La vida interior consiste en que conte­mos en todo momento con el Señor. Cada uno con nuestro modo peculiar de expre­sarnos, sin necesidad de retórica o frases hechas que puedan impedir la naturali­dad del hijo que habla con su Padre.

Se establece un diálogo sencillo, huma­no y divino entre Dios y nosotros, que calmará nuestra ansiedad y será el des­ahogo de las tribulaciones o el acicate para esa lucha alegre y confiada. El cora­zón puede explayarse porque Dios escu­cha. Diálogo ininterrumpido, porque en los afanes del día también le hacemos to­mar parte activa, y cuando llega el mo­mento del descanso, sin palabras, le ofre­cemos un día lleno hasta los bordes de unos deseos imperfectos, que El tiene que perfeccionar.

Es indudable que cuando dejamos que Dios forme parte de nuestra vida nos en­riquecemos, porque la paz, la alegría y la inquietud de querer dar más se exteriori­zan. Nadie puede ocultar una felicidad ni una pena. Los actos, los movimientos, las expresiones, incluso el ritmo que damos al trabajo, va impregnado de esa paz o de esa tristeza interior. Y es indudable —lo sabemos por experiencia propia— que los demás se acercan a nosotros cuando advierten esa paz, que algunos no sabrán que es Dios hasta que se lo hagamos ver.

Los deseos que nacen de un corazón sano tienen la importancia grande de que atraen a Dios. La intención confiada de que El resolverá todo, cuando le parezca oportuno, es ya dar paso a Dios. Darle en­trada libre para que haga en nosotros se­gún su voluntad. Quizá carecemos a veces de deseos; ése puede ser un coladero por donde los afanes propios consiguen el pri­mer lugar.

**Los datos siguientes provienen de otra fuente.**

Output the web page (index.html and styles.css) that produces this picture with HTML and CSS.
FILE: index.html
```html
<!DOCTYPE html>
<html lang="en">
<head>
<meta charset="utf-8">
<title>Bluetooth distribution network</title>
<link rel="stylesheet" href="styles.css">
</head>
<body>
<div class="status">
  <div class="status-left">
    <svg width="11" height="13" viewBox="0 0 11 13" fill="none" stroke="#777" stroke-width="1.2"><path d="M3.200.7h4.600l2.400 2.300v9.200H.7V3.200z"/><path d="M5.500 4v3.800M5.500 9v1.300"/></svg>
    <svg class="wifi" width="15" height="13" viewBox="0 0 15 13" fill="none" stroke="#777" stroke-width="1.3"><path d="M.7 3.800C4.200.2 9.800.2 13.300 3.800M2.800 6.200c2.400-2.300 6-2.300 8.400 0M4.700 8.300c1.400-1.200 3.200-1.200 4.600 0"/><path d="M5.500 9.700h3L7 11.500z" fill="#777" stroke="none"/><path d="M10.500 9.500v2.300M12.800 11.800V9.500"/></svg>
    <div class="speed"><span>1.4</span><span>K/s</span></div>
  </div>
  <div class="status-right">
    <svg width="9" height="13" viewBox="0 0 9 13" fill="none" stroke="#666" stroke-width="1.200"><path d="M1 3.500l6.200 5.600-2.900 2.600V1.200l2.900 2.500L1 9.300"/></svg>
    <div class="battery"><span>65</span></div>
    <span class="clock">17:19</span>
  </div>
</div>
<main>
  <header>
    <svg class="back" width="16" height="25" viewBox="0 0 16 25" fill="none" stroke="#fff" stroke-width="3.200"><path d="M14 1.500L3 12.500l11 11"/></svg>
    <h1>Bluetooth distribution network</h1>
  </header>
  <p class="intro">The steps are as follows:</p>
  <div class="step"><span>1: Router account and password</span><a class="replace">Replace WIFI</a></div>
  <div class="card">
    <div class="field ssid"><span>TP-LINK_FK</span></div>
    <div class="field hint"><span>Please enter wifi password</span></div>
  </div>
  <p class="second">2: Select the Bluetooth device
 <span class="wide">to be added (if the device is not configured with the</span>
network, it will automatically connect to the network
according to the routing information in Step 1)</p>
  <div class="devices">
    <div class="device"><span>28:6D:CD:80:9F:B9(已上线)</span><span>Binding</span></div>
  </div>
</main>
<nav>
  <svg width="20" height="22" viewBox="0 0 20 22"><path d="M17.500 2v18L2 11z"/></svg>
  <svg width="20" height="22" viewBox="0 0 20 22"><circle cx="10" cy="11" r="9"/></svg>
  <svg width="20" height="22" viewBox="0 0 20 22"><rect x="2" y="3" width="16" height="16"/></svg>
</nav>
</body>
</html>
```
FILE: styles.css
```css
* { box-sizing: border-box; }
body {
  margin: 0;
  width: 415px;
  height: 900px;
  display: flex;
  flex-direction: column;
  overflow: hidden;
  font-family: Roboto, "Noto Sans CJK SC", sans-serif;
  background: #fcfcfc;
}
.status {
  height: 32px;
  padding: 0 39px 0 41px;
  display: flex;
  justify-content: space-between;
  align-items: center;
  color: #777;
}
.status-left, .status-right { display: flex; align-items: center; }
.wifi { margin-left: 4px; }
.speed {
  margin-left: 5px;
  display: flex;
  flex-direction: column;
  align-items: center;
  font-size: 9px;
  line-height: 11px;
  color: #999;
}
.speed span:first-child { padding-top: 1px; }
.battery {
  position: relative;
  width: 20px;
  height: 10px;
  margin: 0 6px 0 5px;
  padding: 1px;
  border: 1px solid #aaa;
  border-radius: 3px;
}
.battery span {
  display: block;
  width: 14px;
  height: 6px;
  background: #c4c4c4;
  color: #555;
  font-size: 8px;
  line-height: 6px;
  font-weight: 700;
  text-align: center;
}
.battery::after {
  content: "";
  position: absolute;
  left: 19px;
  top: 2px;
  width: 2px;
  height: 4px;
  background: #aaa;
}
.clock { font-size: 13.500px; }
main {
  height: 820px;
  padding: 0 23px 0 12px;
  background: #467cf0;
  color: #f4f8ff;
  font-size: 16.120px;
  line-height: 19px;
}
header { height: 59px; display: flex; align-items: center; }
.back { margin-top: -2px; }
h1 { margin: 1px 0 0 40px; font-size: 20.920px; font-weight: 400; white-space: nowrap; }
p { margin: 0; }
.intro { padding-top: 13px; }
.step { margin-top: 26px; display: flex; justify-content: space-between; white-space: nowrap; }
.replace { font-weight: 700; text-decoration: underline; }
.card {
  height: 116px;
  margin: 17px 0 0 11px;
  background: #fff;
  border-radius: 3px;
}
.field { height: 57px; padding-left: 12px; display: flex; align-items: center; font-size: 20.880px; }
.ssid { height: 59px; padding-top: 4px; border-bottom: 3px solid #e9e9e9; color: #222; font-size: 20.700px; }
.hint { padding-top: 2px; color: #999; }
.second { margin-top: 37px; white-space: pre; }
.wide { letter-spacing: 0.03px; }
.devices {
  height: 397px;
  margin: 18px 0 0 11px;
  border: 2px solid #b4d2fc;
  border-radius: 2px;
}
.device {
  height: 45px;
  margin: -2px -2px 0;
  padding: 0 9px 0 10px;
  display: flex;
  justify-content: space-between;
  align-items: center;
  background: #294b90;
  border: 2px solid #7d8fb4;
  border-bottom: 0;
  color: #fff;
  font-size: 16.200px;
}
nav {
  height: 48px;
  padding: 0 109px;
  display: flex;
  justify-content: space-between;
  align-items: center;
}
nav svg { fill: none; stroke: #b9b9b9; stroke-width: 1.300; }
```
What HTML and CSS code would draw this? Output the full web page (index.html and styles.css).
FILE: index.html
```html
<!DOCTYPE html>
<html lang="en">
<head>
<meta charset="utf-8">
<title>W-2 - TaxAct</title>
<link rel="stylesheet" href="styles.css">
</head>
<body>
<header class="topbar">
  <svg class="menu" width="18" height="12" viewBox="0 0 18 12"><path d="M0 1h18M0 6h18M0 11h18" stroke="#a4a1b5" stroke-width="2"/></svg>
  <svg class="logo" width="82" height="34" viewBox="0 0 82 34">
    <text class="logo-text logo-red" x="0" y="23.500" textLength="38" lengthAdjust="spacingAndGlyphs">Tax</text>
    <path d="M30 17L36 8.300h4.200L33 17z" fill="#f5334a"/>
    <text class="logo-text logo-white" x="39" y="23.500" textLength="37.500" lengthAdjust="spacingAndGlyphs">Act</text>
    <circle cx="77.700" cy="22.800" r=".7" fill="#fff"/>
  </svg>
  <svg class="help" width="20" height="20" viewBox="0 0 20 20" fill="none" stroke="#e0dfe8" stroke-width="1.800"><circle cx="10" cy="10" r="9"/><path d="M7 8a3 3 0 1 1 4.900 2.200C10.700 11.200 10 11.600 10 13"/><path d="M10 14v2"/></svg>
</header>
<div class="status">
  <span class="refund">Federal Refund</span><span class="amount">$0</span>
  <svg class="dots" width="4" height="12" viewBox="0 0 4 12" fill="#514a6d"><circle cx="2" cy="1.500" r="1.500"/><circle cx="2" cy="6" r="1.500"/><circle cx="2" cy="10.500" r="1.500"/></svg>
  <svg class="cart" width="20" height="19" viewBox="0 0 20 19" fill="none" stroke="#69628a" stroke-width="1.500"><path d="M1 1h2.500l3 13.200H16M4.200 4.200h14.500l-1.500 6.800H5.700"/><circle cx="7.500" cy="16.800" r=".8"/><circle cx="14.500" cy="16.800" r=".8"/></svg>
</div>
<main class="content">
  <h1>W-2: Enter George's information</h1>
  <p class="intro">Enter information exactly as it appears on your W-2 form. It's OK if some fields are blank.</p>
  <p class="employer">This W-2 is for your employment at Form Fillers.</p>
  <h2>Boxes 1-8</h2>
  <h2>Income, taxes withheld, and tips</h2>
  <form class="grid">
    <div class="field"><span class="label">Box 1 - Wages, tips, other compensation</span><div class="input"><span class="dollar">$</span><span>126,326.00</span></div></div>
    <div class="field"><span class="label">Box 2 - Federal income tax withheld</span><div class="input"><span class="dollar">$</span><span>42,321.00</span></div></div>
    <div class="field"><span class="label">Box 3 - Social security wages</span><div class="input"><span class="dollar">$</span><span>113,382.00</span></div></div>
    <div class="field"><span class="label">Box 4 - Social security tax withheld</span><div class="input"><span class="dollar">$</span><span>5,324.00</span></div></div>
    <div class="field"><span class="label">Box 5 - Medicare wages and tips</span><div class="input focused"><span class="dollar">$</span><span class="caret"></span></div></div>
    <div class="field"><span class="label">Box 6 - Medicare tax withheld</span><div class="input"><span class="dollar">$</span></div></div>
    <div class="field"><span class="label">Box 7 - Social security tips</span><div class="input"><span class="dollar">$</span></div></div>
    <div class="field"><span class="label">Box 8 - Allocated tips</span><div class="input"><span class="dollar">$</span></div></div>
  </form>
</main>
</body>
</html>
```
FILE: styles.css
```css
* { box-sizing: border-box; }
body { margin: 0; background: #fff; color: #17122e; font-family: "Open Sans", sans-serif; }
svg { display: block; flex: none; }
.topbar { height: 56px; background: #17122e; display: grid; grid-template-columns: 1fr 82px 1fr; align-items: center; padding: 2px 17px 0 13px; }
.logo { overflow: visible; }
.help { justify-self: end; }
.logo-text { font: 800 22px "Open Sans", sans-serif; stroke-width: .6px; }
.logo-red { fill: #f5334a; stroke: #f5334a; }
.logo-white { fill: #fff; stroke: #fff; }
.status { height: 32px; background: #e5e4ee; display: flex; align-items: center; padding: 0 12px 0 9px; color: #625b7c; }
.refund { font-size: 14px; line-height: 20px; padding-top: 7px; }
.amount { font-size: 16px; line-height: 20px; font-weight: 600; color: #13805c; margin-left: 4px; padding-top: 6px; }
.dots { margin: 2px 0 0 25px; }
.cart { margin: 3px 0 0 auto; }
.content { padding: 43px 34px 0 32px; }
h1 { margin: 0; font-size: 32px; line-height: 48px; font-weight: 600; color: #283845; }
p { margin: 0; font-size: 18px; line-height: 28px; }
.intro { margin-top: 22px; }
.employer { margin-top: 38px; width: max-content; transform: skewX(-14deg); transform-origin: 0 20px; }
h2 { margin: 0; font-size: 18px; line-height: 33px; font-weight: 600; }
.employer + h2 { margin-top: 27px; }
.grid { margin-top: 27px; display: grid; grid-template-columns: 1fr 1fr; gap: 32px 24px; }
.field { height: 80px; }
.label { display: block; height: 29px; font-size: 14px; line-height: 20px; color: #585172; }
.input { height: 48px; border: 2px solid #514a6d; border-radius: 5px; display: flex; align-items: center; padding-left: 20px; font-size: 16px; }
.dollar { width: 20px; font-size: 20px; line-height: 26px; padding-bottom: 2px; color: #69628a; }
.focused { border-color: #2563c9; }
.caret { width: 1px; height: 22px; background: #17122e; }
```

Desear vida interior rica en actos de amor y en actos de esperanza. Llegar a hacer nuestras las metas que Dios ha puesto a los hombres y acelerar con nues­tras vidas el acercamiento de los demás a Dios. No ganaríamos nada si solamente nos dedicásemos a crecer en amor nos­otros solos. No somos caminantes solita­rios que en su soledad intentan amar, sino todo lo contrario: deseamos aprove­char todas las circunstancias para demos­trar que Cristo vive en nosotros y que los demás deben participar de esta vida. Si perdemos la confianza en conseguir que los demás se acerquen a Dios, pronto Cris­to se encontraría solo. No podemos dar un réquiem a la esperanza, porque eso se­ría prueba de muerte, y no es ésta preci­samente la enseñanza de Cristo: «He ve­nido a traer vida, y vida sobreabun­dante».

La esperanza de llegar al fin nos man­tiene y es lógico que nos lleve de la mano a llenar ese tiempo, que cada uno de nos­otros tenemos señalado, enriqueciéndolo con un amor que se renueva todos los días, porque es un amor joven, que late a impulsos de una voluntad esforzada y de unos deseos ambiciosos que ponen siem­pre su meta en conseguir enamorarse de Dios.